WHAT IS ASKED
Report each line of the data that has "Tailwind" somewhere in it.

** Start GIVEN DATA **

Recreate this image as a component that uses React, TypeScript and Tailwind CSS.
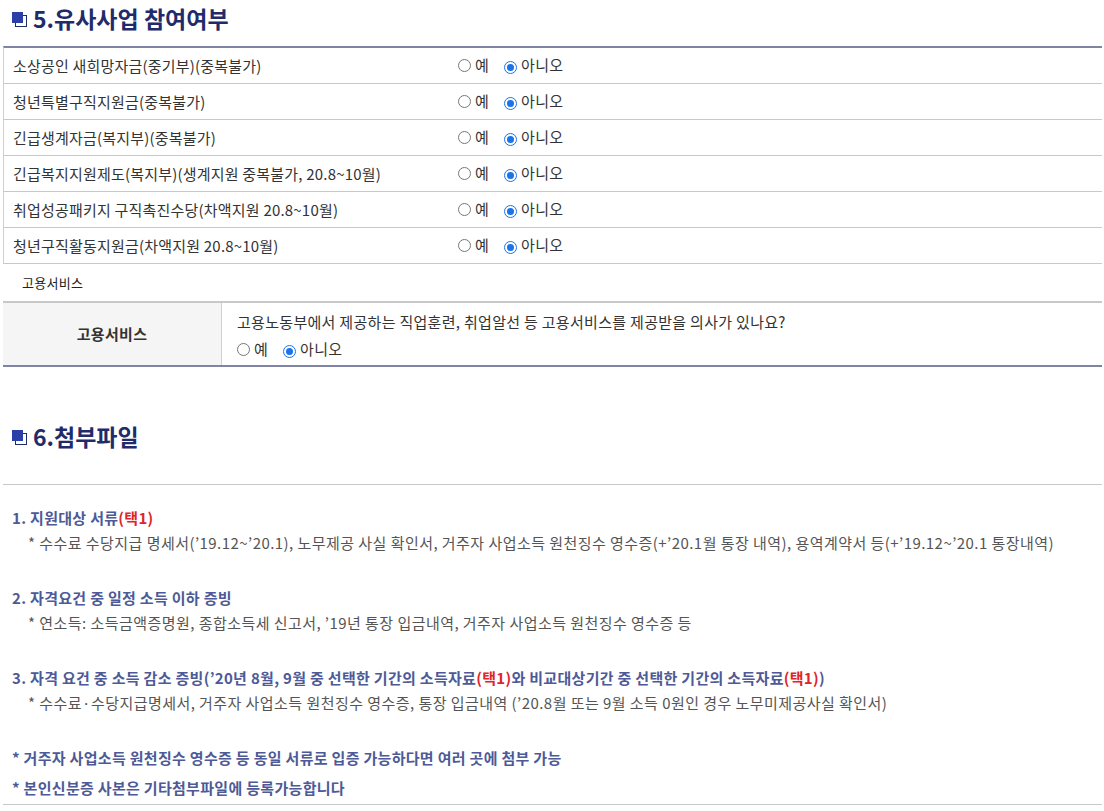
import React from 'react'

const font = { fontFamily: '"Noto Sans CJK KR", "Noto Sans", sans-serif' }

const rows = [
  '소상공인 새희망자금(중기부)(중복불가)',
  '청년특별구직지원금(중복불가)',
  '긴급생계자금(복지부)(중복불가)',
  '긴급복지지원제도(복지부)(생계지원 중복불가, 20.8~10월)',
  '취업성공패키지 구직촉진수당(차액지원 20.8~10월)',
  '청년구직활동지원금(차액지원 20.8~10월)',
]

function Radio({ checked }: { checked?: boolean }) {
  return checked ? (
    <span className="inline-flex w-[13px] h-[13px] rounded-full border-[1.5px] border-[#1a73e8] items-center justify-center bg-white">
      <span className="w-[7px] h-[7px] rounded-full bg-[#1a73e8]" />
    </span>
  ) : (
    <span className="inline-block w-[13px] h-[13px] rounded-full border border-[#767676] bg-white" />
  )
}

function YesNo() {
  return (
    <div className="flex items-center text-[15px] text-[#333] tracking-[0.3px]">
      <Radio />
      <span className="ml-[4px]">예</span>
      <span className="ml-[15px]"><Radio checked /></span>
      <span className="ml-[4px]">아니오</span>
    </div>
  )
}

function Title({ children }: { children: React.ReactNode }) {
  return (
    <div className="flex items-center gap-[6px] pl-[12px]">
      <span className="relative w-[15px] h-[15px] mt-[2px]">
        <span className="absolute left-[3px] top-[3px] w-[12px] h-[12px] border border-[#1f2b6b] bg-white" />
        <span className="absolute left-0 top-0 w-[11px] h-[11px] bg-[#2b3fa8]" />
      </span>
      <span className="text-[23px] font-bold text-[#1f2b6b]">{children}</span>
    </div>
  )
}

export default function App() {
  return (
    <div className="w-[1104px] h-[811px] bg-white overflow-hidden" style={font}>
      <div className="h-[36px] flex items-center">
        <Title>5.유사사업 참여여부</Title>
      </div>

      <div className="mt-[10px] ml-[3px] mr-[2px] border-t-2 border-[#7f84a4] border-l border-l-[#d0d0d0]">
        {rows.map((r) => (
          <div key={r} className="flex items-center h-[36px] border-b border-[#c8c8c8]">
            <div className="w-[454px] pl-[9px] pt-[1px] text-[15px] text-[#333] tracking-[0.2px]">{r}</div>
            <YesNo />
          </div>
        ))}
      </div>

      <div className="h-[37px] flex items-center pl-[22px] text-[13px] text-[#222] tracking-[0.3px]">고용서비스</div>

      <div className="ml-[3px] mr-[2px] flex border-t-2 border-[#c8c8c8] border-b-2 border-b-[#7f84a4]">
        <div className="w-[219px] bg-[#f5f5f5] border-r border-[#d0d0d0] flex items-center justify-center text-[15px] font-bold text-[#333] tracking-[0.3px]">
          고용서비스
        </div>
        <div className="pl-[15px] pt-[7px] text-[15px] text-[#333] tracking-[0.3px]">
          <div className="leading-[24px]">고용노동부에서 제공하는 직업훈련, 취업알선 등 고용서비스를 제공받을 의사가 있나요?</div>
          <div className="h-[31px] flex items-center"><YesNo /></div>
        </div>
      </div>

      <div className="h-[51px]" />
      <div className="h-[36px] flex items-center">
        <Title>6.첨부파일</Title>
      </div>

      <div className="mt-[30px] ml-[3px] mr-[2px] border-t border-[#c8c8c8]" />

      <div className="pl-[12px] text-[15px] tracking-[0.3px]">
        <div className="mt-[22px] leading-[22px] font-semibold text-[#4d5a97]">
          1. 지원대상 서류<span className="text-[#e0242b]">(택1)</span>
        </div>
        <div className="mt-[3px] pl-[16px] leading-[22px] text-[#555] tracking-[0.45px]">
          * 수수료 수당지급 명세서(’19.12~’20.1), 노무제공 사실 확인서, 거주자 사업소득 원천징수 영수증(+’20.1월 통장 내역), 용역계약서 등(+’19.12~’20.1 통장내역)
        </div>

        <div className="mt-[33px] leading-[22px] font-semibold text-[#4d5a97]">2. 자격요건 중 일정 소득 이하 증빙</div>
        <div className="mt-[3px] pl-[16px] leading-[22px] text-[#555] tracking-[0.45px]">
          * 연소득: 소득금액증명원, 종합소득세 신고서, ’19년 통장 입금내역, 거주자 사업소득 원천징수 영수증 등
        </div>

        <div className="mt-[33px] leading-[22px] font-semibold text-[#4d5a97]">
          3. 자격 요건 중 소득 감소 증빙(’20년 8월, 9월 중 선택한 기간의 소득자료<span className="text-[#e0242b]">(택1)</span>와 비교대상기간 중 선택한 기간의 소득자료<span className="text-[#e0242b]">(택1)</span>)
        </div>
        <div className="mt-[3px] pl-[16px] leading-[22px] text-[#555] tracking-[0.45px]">
          * 수수료·수당지급명세서, 거주자 사업소득 원천징수 영수증, 통장 입금내역 (’20.8월 또는 9월 소득 0원인 경우 노무미제공사실 확인서)
        </div>

        <div className="mt-[33px] leading-[22px] font-semibold text-[#4d5a97]">
          * 거주자 사업소득 원천징수 영수증 등 동일 서류로 입증 가능하다면 여러 곳에 첨부 가능
        </div>
        <div className="mt-[8px] leading-[22px] font-semibold text-[#4d5a97]">
          * 본인신분증 사본은 기타첨부파일에 등록가능합니다
        </div>
      </div>

      <div className="mt-[5px] ml-[3px] mr-[2px] border-t border-[#c8c8c8]" />
    </div>
  )
}
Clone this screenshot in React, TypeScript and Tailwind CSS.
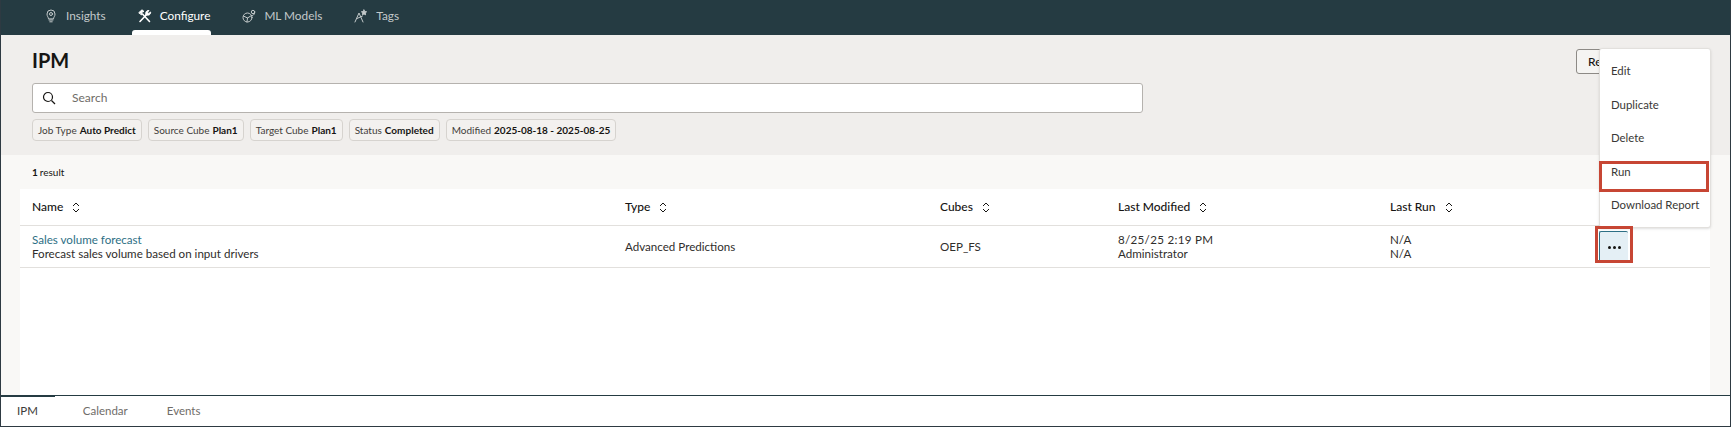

** End GIVEN DATA **

TASK RESULT
Recreate this image as a component that uses React, TypeScript and Tailwind CSS.
Clone this screenshot in React, TypeScript and Tailwind CSS.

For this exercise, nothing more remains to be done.